__Your instructions__. Set down the data below without change, skipping the pictures it holds.

____ Data lines

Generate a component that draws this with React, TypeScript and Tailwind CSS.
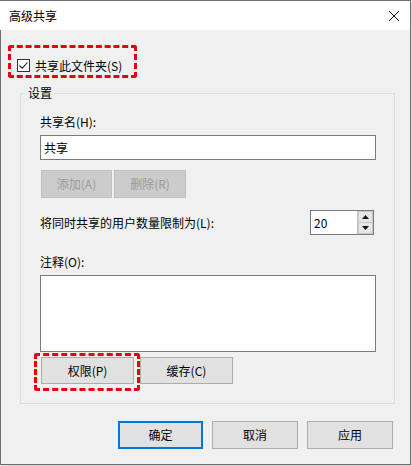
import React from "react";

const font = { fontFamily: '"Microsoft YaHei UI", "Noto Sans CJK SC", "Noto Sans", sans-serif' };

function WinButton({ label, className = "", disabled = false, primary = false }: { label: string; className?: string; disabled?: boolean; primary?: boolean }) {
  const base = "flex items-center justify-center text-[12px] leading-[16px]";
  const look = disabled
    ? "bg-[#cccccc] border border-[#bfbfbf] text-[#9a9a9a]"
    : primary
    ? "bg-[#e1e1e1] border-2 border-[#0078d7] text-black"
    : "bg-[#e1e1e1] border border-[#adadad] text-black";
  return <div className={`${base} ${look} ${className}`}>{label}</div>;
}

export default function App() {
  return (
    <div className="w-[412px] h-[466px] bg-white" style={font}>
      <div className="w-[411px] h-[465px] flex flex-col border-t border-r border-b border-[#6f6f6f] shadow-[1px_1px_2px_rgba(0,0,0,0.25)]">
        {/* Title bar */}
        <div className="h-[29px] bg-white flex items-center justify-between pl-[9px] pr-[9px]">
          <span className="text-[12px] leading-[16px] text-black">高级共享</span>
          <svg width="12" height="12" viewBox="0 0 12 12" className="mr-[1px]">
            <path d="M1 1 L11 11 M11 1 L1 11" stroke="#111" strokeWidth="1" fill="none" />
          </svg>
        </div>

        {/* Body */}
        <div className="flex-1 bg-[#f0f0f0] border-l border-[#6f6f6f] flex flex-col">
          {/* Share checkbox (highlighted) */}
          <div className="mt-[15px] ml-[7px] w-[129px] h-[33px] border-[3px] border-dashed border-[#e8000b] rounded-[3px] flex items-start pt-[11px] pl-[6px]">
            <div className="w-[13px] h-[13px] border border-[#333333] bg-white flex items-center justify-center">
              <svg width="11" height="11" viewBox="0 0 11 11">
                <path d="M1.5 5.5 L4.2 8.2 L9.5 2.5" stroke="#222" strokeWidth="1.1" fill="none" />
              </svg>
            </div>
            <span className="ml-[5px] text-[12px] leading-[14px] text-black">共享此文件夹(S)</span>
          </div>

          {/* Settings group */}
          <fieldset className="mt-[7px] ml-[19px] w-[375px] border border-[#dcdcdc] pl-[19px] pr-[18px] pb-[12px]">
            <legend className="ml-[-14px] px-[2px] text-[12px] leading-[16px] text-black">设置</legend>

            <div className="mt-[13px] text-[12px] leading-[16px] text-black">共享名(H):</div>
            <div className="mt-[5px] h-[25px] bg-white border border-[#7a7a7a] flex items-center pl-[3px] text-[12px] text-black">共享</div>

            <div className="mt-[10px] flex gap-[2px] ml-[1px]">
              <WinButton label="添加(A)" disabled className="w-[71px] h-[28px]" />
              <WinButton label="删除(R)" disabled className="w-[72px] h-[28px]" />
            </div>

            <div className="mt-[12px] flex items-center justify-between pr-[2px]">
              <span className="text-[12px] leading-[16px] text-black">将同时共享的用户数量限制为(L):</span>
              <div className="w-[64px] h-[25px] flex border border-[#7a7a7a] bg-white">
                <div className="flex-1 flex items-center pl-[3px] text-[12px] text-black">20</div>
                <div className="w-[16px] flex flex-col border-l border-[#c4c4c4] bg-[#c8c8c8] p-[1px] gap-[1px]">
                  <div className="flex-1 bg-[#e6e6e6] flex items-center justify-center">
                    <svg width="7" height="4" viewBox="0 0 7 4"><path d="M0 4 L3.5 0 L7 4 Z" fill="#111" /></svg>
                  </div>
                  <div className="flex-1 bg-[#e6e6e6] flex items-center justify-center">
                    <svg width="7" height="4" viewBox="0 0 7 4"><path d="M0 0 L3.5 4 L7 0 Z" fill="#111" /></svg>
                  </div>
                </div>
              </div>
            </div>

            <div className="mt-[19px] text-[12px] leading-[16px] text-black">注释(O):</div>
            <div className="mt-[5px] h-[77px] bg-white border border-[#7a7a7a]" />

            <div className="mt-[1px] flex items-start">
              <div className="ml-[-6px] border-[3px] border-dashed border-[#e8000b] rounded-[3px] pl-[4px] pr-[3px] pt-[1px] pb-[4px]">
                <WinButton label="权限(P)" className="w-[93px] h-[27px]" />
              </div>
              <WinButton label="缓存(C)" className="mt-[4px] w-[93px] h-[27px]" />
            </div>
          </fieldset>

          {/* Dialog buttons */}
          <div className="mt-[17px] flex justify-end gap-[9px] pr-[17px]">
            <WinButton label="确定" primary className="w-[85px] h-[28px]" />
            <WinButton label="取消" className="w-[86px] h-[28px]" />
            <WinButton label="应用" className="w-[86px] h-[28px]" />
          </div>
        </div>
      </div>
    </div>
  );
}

________

__Completed task__.
Generate a component that draws this with React, TypeScript and Tailwind CSS.
import React from "react";

const font = { fontFamily: '"Microsoft YaHei UI", "Noto Sans CJK SC", "Noto Sans", sans-serif' };

function WinButton({ label, className = "", disabled = false, primary = false }: { label: string; className?: string; disabled?: boolean; primary?: boolean }) {
  const base = "flex items-center justify-center text-[12px] leading-[16px]";
  const look = disabled
    ? "bg-[#cccccc] border border-[#bfbfbf] text-[#9a9a9a]"
    : primary
    ? "bg-[#e1e1e1] border-2 border-[#0078d7] text-black"
    : "bg-[#e1e1e1] border border-[#adadad] text-black";
  return <div className={`${base} ${look} ${className}`}>{label}</div>;
}

export default function App() {
  return (
    <div className="w-[412px] h-[466px] bg-white" style={font}>
      <div className="w-[411px] h-[465px] flex flex-col border-t border-r border-b border-[#6f6f6f] shadow-[1px_1px_2px_rgba(0,0,0,0.25)]">
        {/* Title bar */}
        <div className="h-[29px] bg-white flex items-center justify-between pl-[9px] pr-[9px]">
          <span className="text-[12px] leading-[16px] text-black">高级共享</span>
          <svg width="12" height="12" viewBox="0 0 12 12" className="mr-[1px]">
            <path d="M1 1 L11 11 M11 1 L1 11" stroke="#111" strokeWidth="1" fill="none" />
          </svg>
        </div>

        {/* Body */}
        <div className="flex-1 bg-[#f0f0f0] border-l border-[#6f6f6f] flex flex-col">
          {/* Share checkbox (highlighted) */}
          <div className="mt-[15px] ml-[7px] w-[129px] h-[33px] border-[3px] border-dashed border-[#e8000b] rounded-[3px] flex items-start pt-[11px] pl-[6px]">
            <div className="w-[13px] h-[13px] border border-[#333333] bg-white flex items-center justify-center">
              <svg width="11" height="11" viewBox="0 0 11 11">
                <path d="M1.5 5.5 L4.2 8.2 L9.5 2.5" stroke="#222" strokeWidth="1.1" fill="none" />
              </svg>
            </div>
            <span className="ml-[5px] text-[12px] leading-[14px] text-black">共享此文件夹(S)</span>
          </div>

          {/* Settings group */}
          <fieldset className="mt-[7px] ml-[19px] w-[375px] border border-[#dcdcdc] pl-[19px] pr-[18px] pb-[12px]">
            <legend className="ml-[-14px] px-[2px] text-[12px] leading-[16px] text-black">设置</legend>

            <div className="mt-[13px] text-[12px] leading-[16px] text-black">共享名(H):</div>
            <div className="mt-[5px] h-[25px] bg-white border border-[#7a7a7a] flex items-center pl-[3px] text-[12px] text-black">共享</div>

            <div className="mt-[10px] flex gap-[2px] ml-[1px]">
              <WinButton label="添加(A)" disabled className="w-[71px] h-[28px]" />
              <WinButton label="删除(R)" disabled className="w-[72px] h-[28px]" />
            </div>

            <div className="mt-[12px] flex items-center justify-between pr-[2px]">
              <span className="text-[12px] leading-[16px] text-black">将同时共享的用户数量限制为(L):</span>
              <div className="w-[64px] h-[25px] flex border border-[#7a7a7a] bg-white">
                <div className="flex-1 flex items-center pl-[3px] text-[12px] text-black">20</div>
                <div className="w-[16px] flex flex-col border-l border-[#c4c4c4] bg-[#c8c8c8] p-[1px] gap-[1px]">
                  <div className="flex-1 bg-[#e6e6e6] flex items-center justify-center">
                    <svg width="7" height="4" viewBox="0 0 7 4"><path d="M0 4 L3.5 0 L7 4 Z" fill="#111" /></svg>
                  </div>
                  <div className="flex-1 bg-[#e6e6e6] flex items-center justify-center">
                    <svg width="7" height="4" viewBox="0 0 7 4"><path d="M0 0 L3.5 4 L7 0 Z" fill="#111" /></svg>
                  </div>
                </div>
              </div>
            </div>

            <div className="mt-[19px] text-[12px] leading-[16px] text-black">注释(O):</div>
            <div className="mt-[5px] h-[77px] bg-white border border-[#7a7a7a]" />

            <div className="mt-[1px] flex items-start">
              <div className="ml-[-6px] border-[3px] border-dashed border-[#e8000b] rounded-[3px] pl-[4px] pr-[3px] pt-[1px] pb-[4px]">
                <WinButton label="权限(P)" className="w-[93px] h-[27px]" />
              </div>
              <WinButton label="缓存(C)" className="mt-[4px] w-[93px] h-[27px]" />
            </div>
          </fieldset>

          {/* Dialog buttons */}
          <div className="mt-[17px] flex justify-end gap-[9px] pr-[17px]">
            <WinButton label="确定" primary className="w-[85px] h-[28px]" />
            <WinButton label="取消" className="w-[86px] h-[28px]" />
            <WinButton label="应用" className="w-[86px] h-[28px]" />
          </div>
        </div>
      </div>
    </div>
  );
}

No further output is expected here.